When applicable in this Chapter to compensable occupational diseases the following words and phrases shall be construed to have the following meanings:
Compensable occupational diseases shall not include any other than those scheduled below and shall include those so scheduled only when the exposure stated *234in connection therewith has occurred during the employment, and the disability has commenced within five months after the termination of such exposure:
Occupational Diseases:
Anthrax;
Lead Poisoning;
Mercury Poisoning;
Arsenic Poisoning;
Phosphorus Poisoning;
Benzene, and its homologues, and all
derivatives thereof;
Wood Alcohol Poisoning;
Chrome Poisoning;
Caisson Disease;
Mesothorium or radium poisoning;
Carbon Disulphide;
Hydrogen Sulphide.
The compensation payable for death or disability total in character and permanent in quality resulting from an occupational disease shall be the same in amount and duration and shall be payable in the same manner and to the same persons as would have been entitled thereto had the death or disability been caused by an accident arising out of and in the course of the employment.
In determining the duration of temporary total and/or temporary partial and/or permanent partial disability, and the duration of such payments for the disabilities due to occupational diseases, the same rules and regulations as are now applicable to accident or injury occurring under the act to which this act is an amendment or supplement, shall apply.

See also 43 Del.Laws, ch. 269 (1941) (adding dermatitis, sillicosis, poison ivy and oak poison to the schedule of compensable occupational diseases).

(3)47 DeLLaws, ch. 270 (1949) provides in pertinent part:

Compensable occupational diseases shall include all occupational diseases arising out of and in the course of employment only when the exposure stated in connection therewith has occurred during the employment and the disability has commenced within five months after the termination of such exposure.

(4) 19 DelC. § 2301(4) & (11) provide:

(4) “Compensable occupational diseases” includes all occupational diseases arising out of and in the course of employment only when the exposure stated in connection therewith has occurred during employment.

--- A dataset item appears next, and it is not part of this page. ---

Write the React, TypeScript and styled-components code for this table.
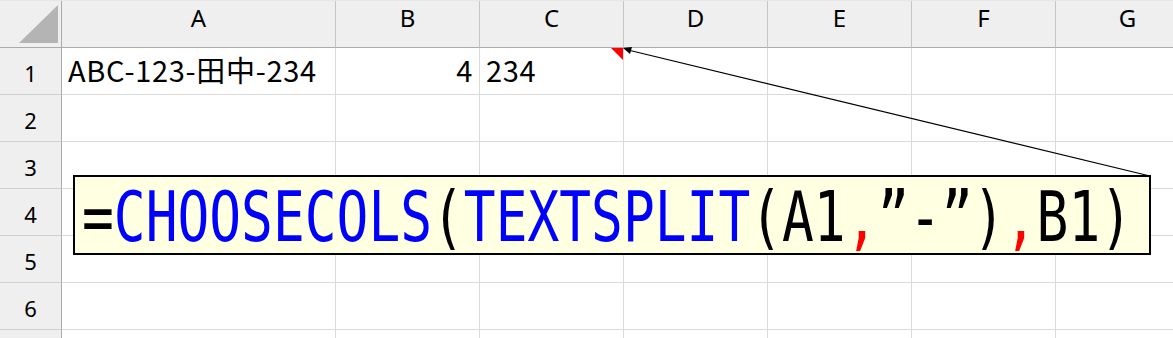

(11) “Injury” and “personal injury” mean violence to the physical structure of the body, such disease or infection as naturally results directly therefrom when reasonably treated and compensable occupational diseases and compensable ionizing radiation injuries arising out of and in the course of employment.

(5) 19 Del.C. § 2328 provides:

The compensation payable for death or disability total in character and permanent in quality resulting from an occupational disease shall be the same in amount and duration and shall be payable in the same manner and to the same persons as would have been entitled thereto had the death or disability been caused by an accident arising out of and in the course of the employment.

In determining the duration of temporary total and/or temporary partial and/or permanent partial disability, and the duration of such payments for the disabilities due to occupational diseases, the same rules and regulations as are applicable to accidents or injuries shall apply.